"""

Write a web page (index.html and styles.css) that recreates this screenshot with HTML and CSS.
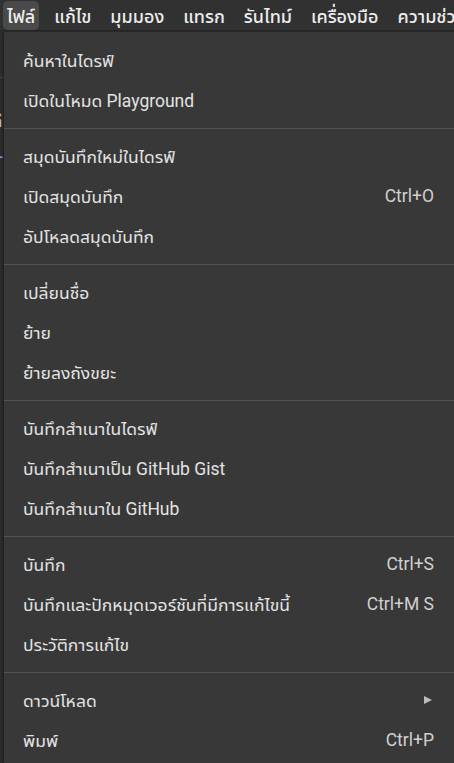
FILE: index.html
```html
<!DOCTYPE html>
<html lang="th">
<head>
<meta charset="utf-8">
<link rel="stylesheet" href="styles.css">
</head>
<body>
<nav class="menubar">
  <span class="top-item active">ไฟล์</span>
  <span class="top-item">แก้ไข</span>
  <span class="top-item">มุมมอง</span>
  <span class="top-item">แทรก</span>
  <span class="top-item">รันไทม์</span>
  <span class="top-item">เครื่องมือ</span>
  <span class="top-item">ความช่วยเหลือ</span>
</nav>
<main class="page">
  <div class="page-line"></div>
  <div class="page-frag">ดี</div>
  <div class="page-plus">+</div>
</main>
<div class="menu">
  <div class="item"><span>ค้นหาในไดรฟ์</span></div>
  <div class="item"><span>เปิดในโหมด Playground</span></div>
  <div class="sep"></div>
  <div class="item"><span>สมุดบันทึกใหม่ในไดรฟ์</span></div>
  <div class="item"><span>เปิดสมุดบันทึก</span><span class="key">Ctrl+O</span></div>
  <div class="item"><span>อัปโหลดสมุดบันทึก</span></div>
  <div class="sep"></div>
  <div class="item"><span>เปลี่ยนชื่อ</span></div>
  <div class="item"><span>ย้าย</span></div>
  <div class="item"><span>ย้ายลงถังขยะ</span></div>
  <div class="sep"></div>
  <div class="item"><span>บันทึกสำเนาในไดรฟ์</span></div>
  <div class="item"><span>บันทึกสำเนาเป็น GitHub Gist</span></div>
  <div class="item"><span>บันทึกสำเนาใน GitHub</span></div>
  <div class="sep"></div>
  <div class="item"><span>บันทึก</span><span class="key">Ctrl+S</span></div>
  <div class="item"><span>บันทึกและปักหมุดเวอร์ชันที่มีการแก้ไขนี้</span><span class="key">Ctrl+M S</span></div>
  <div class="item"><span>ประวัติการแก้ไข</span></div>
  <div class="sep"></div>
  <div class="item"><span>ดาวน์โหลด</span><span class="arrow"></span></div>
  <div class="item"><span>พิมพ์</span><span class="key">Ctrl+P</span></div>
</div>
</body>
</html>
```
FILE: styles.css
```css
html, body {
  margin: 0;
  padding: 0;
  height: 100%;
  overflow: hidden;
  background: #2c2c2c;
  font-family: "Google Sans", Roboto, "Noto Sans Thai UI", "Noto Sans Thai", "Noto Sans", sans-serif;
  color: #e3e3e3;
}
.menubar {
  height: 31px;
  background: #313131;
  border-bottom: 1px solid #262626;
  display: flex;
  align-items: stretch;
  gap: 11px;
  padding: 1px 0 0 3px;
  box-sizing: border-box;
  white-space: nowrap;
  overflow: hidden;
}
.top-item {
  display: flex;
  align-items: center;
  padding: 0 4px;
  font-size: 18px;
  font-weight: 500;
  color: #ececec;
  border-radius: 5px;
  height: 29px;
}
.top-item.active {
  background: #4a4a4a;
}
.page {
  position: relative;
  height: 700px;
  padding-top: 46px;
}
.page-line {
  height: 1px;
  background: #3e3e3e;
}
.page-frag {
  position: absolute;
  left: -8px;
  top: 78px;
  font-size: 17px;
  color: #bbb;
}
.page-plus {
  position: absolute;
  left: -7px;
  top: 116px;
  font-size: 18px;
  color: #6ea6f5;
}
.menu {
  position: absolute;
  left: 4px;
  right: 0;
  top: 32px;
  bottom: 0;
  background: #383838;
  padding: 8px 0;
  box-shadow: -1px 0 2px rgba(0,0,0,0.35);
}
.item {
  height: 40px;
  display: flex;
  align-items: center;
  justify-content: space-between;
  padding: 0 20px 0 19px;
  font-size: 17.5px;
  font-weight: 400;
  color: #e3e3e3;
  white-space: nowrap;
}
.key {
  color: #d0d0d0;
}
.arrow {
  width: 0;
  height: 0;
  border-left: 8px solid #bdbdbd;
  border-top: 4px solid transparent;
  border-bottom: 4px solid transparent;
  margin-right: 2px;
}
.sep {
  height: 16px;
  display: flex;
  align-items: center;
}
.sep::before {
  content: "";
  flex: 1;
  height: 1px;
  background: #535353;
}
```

"""

THE EXERCISE: Report every line containing the word "index" from the listing above.

EXERCISE ANSWER:
Write a web page (index.html and styles.css) that recreates this screenshot with HTML and CSS.
FILE: index.html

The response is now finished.